If you are not cleaning a product made by Hardmill, please review the Leather Types info page to note if the item you are cleaning is Full Grain Leather.

Hardmill products use two different kinds of leather. Our oil-tanned leathers are soft and supple – used on our tote bags, placemats, leather aprons, etc. Our vegetable-tanned and bridle leathers have a smooth finish and a firm feel. We use this kind for our belts, bag handles, rugged apron trims, wallets, keychains, etc.

The leathers we use are full of oils and waxes from the tanning process allowing the material to have a water-resistant finish and soft feel. Leather may dry over time due to wear, exposure, moisture, heat, and humidity. Leathers may look lighter in color, dull/dry, firm, and rough in texture, and water may no longer be beading on the surface.

Before cleaning, spot-test the oil in an inconspicuous area to ensure the finish and color fit your needs. 

Light conditioning:

For light conditioning, use 100% Pure Neatsfoot Oil or mink oil. Note that the oil will slightly darken the skin and may be unsuitable for light-colored materials.

Add a few drops of Neatsfoot oil to a clean, lint-free cloth and apply a thin, even coating to the surface of the leather in a circular motion. Add more oil to the rag as needed. Use a separate clean, lint-free cloth to wipe away any excess oils. Leave the item to rest for at least 30 minutes to allow absorption. It can take up to 24 hours for the skin to absorb and for the color to stabilize evenly.

Applying too much oil to your product or not wiping off excess oils can cause the surface to become tacky and attract dust. 

Cleaning and conditioning:

Items might need a deeper cleaning and condition. Start by brushing off dirt and debris, then wipe the surface with water using a damp rag. Allow air-drying fully.

We enjoy cleaning with Blackrock Leather: Leather-N-Rich, carnauba wax-based, Skidmore Leather Cream, beeswax-based, or Fiebing Saddle Soap, tallow-based. These products clean and condition in one step by suspending dirt and grime from the pores while restoring oils and waxes into the leather.

Once your item has dried, use a clean, lint-free cloth to apply the cleaner/conditioner of your choice in a thin layer over the entire piece. Use a dry part of the cloth to go back over the article in circular motions until no more dirt transfers from the item to the rag. If necessary, re-apply the product and repeat the process until clean.

Leather Discoloration:

Our placemats and coasters occasionally will have a stark color change that may occur if hot liquids are spilled or left on the surface. While cool or tepid water will bead off the surface, the hot liquid will permeate and displace oils, leaving the underlying leather desiccated.

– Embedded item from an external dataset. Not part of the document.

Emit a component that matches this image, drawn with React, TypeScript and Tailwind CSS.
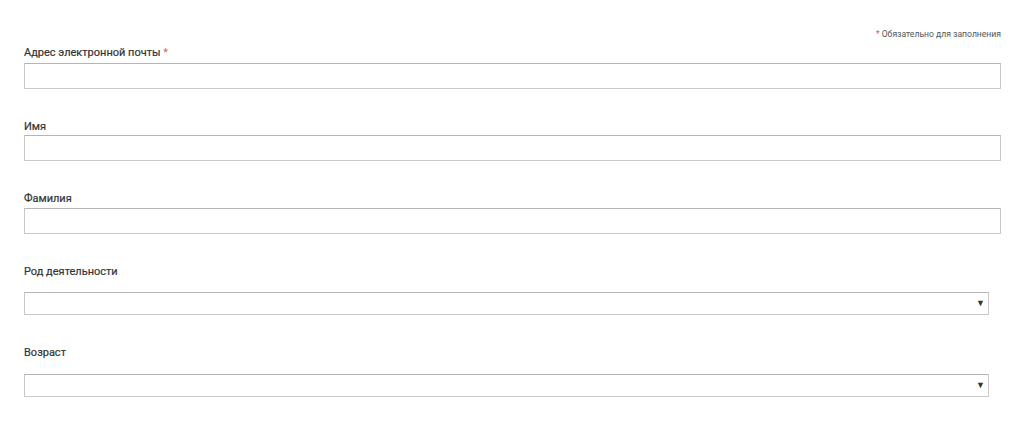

Applying heat to the discolored area will help melt the waxes allowing them to flow black into the discolored area. We use an industrial heat gun at our shop to do this. Alternatively, a household hair dryer will work if held close enough to the surface with some patience. If the color of the leather does not fully return, apply a leather conditioner to help replace the oils and waxes in the areas. Light heat can then expedite the waxes and oils to restore the impacted area.

Leather Smell:

We have heard from customers who love the smell of their new leather products and those wanting to remove the scent as quickly as possible. Similar to a new-car-smell the aroma associated with the leather will wear off over time.

While we have not found a consistent process to remove the aroma of leather, some at-home methods use coffee grounds, baking soda, and newspaper. However, we cannot attest to the efficacy of any of these methods.